__Challenge__. Give the number of lines that include the word "full", and nothing else.

__Data supplied__.
>> begin
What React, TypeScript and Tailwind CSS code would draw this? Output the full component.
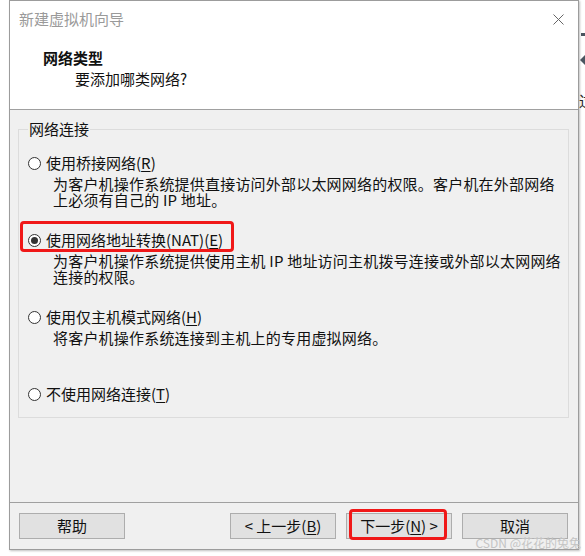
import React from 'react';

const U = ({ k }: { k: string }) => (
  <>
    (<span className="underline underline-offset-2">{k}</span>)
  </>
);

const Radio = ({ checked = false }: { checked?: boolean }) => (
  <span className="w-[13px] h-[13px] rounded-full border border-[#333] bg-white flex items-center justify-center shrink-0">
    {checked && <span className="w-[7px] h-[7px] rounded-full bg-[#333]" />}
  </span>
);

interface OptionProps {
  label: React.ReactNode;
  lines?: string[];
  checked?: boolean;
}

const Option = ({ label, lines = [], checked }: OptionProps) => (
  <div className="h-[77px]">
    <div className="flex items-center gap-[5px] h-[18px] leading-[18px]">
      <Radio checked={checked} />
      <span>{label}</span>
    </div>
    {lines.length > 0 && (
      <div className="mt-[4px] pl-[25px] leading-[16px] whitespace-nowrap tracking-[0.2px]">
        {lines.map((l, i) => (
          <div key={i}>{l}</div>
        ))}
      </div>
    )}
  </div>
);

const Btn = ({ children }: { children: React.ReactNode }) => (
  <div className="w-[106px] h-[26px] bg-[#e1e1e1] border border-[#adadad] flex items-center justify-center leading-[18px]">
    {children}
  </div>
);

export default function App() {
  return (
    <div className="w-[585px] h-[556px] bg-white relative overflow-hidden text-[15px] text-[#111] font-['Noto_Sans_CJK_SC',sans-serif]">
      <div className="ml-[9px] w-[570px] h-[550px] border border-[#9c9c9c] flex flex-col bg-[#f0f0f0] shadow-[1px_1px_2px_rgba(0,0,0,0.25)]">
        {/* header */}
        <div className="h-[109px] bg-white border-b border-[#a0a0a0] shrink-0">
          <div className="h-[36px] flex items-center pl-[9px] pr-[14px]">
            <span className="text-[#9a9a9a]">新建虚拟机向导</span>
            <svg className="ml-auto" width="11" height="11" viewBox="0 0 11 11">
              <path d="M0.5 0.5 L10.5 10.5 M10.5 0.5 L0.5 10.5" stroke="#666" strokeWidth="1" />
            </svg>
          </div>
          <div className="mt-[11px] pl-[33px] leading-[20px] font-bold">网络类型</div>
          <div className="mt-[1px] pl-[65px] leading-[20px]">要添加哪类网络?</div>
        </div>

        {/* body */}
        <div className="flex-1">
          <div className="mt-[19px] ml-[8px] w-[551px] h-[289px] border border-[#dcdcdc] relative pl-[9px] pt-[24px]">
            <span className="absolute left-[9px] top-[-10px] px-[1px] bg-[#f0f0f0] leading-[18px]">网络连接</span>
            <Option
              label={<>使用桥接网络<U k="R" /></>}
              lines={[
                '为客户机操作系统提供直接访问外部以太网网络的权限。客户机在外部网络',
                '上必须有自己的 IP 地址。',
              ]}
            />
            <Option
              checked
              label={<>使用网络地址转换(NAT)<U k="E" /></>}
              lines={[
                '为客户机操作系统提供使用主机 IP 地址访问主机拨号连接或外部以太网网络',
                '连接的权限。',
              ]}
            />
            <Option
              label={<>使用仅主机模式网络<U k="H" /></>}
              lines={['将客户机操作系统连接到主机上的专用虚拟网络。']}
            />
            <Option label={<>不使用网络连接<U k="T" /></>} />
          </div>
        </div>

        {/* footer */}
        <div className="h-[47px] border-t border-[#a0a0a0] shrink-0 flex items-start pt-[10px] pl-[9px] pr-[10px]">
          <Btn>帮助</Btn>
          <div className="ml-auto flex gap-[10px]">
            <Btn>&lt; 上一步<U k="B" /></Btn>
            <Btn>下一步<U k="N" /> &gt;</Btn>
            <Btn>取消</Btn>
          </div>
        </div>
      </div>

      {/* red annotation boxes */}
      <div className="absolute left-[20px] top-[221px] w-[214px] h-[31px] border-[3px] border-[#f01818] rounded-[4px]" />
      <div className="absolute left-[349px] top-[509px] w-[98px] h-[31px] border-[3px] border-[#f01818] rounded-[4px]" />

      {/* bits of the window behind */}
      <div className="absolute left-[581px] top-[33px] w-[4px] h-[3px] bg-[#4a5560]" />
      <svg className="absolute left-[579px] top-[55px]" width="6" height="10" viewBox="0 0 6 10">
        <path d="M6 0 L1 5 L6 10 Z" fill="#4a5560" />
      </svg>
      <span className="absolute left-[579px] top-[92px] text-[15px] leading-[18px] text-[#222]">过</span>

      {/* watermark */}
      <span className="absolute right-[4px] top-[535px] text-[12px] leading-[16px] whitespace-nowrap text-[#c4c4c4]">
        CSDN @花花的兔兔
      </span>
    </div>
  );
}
>> end
>> begin
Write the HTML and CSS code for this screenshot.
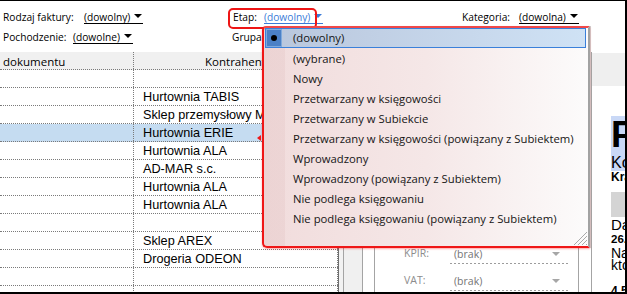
>> end
>> begin
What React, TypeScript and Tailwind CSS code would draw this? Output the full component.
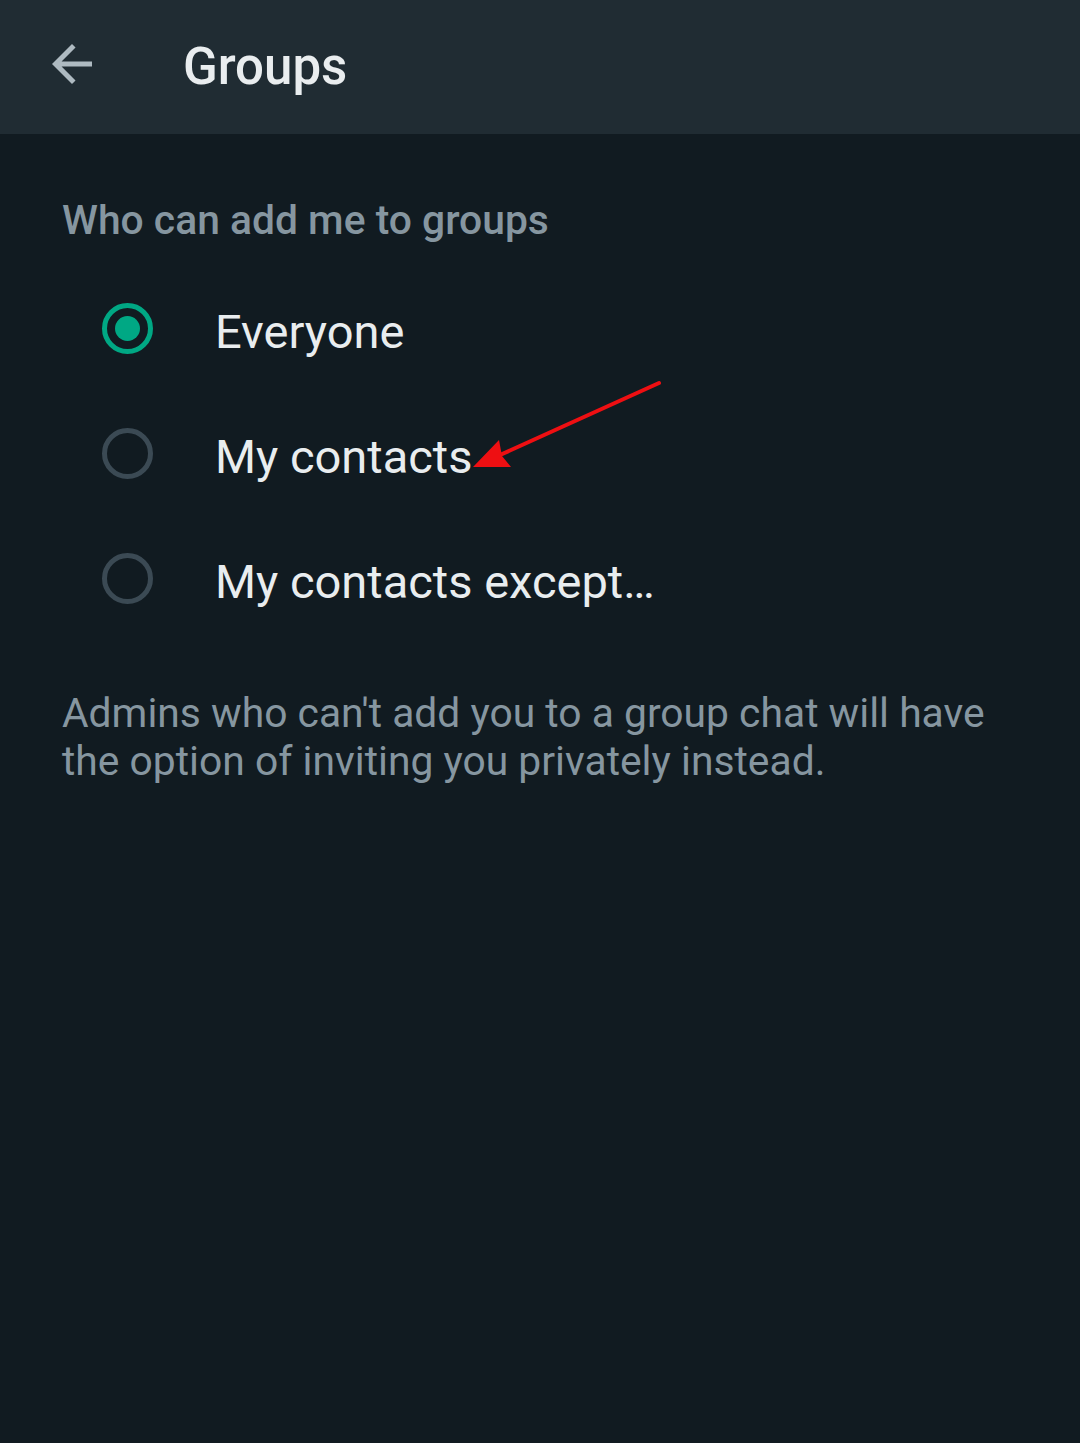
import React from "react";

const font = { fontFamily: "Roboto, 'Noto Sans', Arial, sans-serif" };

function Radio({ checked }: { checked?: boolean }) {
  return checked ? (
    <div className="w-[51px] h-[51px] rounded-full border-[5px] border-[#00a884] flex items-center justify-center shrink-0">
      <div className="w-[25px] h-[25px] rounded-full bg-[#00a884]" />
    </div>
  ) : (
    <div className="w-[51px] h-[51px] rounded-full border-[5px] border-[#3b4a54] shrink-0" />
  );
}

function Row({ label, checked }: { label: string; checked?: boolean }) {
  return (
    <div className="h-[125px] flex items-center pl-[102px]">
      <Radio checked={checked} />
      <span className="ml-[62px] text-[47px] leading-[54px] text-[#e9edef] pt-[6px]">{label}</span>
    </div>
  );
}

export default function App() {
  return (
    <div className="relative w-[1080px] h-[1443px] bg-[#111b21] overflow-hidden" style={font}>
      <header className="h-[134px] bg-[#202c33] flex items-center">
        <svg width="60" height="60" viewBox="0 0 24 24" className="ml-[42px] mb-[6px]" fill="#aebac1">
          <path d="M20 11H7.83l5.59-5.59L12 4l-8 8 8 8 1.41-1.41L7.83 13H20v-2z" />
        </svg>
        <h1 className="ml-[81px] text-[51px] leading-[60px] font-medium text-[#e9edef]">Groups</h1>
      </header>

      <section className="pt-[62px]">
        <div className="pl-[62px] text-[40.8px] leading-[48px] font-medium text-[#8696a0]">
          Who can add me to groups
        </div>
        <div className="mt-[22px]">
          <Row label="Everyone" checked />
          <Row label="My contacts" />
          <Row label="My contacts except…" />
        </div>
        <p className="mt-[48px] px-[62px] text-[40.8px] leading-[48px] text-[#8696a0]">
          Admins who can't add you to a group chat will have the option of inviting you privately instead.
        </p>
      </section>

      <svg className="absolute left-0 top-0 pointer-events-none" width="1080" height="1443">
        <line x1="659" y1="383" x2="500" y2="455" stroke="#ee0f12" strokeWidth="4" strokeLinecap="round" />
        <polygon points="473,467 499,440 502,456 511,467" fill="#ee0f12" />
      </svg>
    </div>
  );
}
>> end
__Written reply__. 7